| Material to process |
_ _ _ _
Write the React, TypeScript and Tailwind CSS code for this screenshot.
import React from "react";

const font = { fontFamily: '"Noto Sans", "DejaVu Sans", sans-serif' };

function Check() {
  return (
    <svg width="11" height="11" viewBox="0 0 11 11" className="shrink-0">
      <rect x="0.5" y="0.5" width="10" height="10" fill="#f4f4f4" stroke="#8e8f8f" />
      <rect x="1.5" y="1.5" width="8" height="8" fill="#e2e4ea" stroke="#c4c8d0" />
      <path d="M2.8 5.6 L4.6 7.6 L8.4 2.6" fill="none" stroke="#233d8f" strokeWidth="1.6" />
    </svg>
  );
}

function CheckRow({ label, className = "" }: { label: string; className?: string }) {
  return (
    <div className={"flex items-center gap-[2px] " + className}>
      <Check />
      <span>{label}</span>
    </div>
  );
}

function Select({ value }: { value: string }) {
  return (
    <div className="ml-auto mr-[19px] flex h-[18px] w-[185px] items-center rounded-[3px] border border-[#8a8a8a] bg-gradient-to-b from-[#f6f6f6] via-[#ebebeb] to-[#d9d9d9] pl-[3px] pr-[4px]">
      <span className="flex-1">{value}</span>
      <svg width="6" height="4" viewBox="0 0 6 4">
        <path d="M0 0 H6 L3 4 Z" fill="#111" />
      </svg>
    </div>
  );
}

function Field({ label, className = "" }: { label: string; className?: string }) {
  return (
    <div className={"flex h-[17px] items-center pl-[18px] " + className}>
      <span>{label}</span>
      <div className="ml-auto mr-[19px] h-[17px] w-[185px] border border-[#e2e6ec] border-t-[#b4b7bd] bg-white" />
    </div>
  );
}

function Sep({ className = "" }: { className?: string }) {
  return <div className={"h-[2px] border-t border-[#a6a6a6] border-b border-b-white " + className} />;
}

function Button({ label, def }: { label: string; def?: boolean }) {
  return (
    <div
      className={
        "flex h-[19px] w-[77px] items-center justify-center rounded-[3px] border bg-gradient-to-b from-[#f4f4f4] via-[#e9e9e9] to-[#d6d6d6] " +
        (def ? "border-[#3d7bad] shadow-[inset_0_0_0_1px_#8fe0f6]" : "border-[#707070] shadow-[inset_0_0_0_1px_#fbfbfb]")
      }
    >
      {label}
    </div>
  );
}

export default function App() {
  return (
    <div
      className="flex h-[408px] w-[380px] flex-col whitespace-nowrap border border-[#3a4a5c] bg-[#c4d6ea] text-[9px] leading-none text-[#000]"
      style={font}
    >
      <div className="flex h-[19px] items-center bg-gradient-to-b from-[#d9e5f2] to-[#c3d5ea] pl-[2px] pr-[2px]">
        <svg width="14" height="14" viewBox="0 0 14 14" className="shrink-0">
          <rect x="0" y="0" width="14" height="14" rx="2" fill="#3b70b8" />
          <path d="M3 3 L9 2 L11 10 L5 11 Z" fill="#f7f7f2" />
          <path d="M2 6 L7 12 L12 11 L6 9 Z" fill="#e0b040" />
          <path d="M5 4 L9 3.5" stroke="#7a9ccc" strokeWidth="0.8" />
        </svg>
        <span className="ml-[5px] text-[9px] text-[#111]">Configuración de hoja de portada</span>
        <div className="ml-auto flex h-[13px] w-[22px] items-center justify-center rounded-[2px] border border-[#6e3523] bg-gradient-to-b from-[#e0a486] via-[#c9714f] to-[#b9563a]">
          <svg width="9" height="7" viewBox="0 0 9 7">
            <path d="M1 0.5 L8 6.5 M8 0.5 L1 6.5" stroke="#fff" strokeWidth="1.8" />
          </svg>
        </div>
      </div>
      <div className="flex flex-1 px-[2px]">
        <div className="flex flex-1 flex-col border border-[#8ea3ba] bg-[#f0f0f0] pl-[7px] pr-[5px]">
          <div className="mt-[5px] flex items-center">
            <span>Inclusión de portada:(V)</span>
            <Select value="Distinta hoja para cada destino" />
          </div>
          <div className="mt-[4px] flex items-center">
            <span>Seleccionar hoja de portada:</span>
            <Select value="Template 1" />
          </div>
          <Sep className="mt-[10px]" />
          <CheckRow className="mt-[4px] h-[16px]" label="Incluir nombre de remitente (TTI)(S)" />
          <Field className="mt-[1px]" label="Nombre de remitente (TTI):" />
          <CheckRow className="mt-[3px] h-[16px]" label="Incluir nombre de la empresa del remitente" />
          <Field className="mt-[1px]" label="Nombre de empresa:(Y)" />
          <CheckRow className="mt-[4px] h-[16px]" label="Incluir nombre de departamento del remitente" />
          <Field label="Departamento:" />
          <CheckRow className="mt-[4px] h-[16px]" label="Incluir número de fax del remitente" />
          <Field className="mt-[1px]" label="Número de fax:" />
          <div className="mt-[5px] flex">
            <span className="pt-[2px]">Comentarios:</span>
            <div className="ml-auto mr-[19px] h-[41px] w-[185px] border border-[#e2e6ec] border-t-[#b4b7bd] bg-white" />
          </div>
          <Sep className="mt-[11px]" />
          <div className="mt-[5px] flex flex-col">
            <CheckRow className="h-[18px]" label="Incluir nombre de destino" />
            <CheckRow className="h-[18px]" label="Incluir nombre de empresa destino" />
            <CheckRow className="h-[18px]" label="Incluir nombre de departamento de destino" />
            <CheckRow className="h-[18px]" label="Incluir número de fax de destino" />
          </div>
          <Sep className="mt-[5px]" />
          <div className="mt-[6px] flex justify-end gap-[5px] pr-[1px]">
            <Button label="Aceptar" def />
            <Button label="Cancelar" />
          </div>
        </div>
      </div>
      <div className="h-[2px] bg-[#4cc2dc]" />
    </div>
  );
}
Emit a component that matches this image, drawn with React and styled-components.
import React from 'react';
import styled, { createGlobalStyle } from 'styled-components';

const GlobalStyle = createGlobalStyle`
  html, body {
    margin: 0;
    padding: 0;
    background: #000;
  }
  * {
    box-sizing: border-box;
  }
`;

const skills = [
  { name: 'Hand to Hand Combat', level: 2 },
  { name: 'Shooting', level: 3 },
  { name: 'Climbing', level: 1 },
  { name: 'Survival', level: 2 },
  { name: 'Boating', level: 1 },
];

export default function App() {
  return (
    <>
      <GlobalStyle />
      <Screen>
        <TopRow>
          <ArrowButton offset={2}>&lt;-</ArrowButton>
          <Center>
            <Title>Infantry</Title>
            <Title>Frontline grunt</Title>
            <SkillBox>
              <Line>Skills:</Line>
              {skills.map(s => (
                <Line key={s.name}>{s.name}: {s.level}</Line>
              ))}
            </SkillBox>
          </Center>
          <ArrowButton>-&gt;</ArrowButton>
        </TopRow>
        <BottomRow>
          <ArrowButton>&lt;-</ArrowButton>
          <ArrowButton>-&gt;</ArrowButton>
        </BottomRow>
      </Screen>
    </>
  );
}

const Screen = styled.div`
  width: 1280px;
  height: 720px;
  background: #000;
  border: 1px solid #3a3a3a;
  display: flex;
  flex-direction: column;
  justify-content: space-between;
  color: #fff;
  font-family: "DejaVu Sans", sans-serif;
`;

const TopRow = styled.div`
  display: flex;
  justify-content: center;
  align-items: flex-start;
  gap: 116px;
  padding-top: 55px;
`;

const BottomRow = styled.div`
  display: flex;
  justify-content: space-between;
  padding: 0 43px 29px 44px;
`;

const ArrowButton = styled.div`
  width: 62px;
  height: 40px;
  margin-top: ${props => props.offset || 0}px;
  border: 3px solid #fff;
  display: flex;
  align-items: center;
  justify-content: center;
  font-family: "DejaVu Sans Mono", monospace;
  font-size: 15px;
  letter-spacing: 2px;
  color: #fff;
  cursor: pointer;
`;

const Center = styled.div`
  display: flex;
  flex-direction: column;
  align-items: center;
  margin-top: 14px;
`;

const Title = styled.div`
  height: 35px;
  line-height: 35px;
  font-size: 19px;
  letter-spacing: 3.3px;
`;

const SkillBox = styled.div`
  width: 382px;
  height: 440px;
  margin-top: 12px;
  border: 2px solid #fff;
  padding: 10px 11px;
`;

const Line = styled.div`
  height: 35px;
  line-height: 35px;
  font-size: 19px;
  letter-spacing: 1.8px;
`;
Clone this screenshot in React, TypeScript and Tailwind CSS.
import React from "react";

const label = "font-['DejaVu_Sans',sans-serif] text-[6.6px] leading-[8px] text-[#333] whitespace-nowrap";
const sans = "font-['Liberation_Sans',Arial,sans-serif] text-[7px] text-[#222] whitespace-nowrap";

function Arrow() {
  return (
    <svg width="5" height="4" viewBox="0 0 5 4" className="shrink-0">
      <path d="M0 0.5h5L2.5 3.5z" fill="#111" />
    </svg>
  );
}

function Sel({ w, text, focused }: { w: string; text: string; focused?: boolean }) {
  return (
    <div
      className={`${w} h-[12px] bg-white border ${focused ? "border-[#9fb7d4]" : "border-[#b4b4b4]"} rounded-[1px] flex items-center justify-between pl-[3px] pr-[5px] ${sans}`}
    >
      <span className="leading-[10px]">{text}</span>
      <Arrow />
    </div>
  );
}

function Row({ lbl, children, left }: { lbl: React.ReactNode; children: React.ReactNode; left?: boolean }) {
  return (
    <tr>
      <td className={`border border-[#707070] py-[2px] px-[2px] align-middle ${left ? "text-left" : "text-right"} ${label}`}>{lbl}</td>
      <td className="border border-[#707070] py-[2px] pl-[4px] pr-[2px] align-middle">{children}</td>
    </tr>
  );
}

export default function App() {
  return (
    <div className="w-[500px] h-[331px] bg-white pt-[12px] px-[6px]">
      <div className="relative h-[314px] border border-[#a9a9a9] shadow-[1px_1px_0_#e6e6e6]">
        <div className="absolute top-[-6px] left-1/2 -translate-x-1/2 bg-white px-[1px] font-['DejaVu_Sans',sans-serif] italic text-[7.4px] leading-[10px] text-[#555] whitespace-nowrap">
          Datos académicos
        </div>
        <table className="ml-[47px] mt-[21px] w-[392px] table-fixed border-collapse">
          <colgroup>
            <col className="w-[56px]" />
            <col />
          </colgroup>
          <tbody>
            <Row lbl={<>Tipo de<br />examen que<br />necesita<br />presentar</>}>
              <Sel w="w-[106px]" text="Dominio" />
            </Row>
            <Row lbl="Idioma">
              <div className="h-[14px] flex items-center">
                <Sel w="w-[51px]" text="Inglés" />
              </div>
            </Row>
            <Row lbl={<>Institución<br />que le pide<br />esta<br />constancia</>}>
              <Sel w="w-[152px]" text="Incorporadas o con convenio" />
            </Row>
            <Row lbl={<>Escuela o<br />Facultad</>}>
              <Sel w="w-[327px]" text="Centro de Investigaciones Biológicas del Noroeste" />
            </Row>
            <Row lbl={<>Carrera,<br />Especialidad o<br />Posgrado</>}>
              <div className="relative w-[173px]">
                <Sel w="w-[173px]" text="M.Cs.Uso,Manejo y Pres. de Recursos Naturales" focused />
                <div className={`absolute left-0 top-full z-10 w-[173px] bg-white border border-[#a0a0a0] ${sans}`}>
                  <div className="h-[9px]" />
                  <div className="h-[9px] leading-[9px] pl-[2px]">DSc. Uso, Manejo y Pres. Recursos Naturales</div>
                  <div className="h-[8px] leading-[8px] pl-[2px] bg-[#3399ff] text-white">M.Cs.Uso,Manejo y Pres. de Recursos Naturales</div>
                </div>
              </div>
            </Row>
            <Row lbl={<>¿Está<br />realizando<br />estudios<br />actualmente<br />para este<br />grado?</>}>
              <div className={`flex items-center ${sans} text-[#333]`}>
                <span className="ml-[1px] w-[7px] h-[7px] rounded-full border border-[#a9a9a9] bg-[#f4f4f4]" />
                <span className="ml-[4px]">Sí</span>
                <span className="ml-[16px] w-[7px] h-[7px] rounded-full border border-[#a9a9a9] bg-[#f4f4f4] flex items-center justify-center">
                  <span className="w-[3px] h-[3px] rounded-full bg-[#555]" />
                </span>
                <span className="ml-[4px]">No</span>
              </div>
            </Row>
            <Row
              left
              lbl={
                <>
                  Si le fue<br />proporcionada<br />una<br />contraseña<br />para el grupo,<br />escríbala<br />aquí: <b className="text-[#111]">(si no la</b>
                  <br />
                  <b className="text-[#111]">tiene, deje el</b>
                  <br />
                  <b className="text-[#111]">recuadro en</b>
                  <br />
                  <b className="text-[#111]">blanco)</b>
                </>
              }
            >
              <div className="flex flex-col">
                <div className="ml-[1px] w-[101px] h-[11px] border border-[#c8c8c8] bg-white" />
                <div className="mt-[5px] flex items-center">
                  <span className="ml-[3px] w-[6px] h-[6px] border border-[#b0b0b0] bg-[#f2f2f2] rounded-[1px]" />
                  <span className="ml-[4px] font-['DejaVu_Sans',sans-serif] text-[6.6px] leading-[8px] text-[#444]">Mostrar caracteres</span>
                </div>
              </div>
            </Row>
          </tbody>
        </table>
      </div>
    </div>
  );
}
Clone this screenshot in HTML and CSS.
_ _ _ _
Locate and copy each line in the data above that includes the word "this".

Write the React, TypeScript and Tailwind CSS code for this screenshot.
Emit a component that matches this image, drawn with React and styled-components.
Clone this screenshot in React, TypeScript and Tailwind CSS.
Clone this screenshot in HTML and CSS.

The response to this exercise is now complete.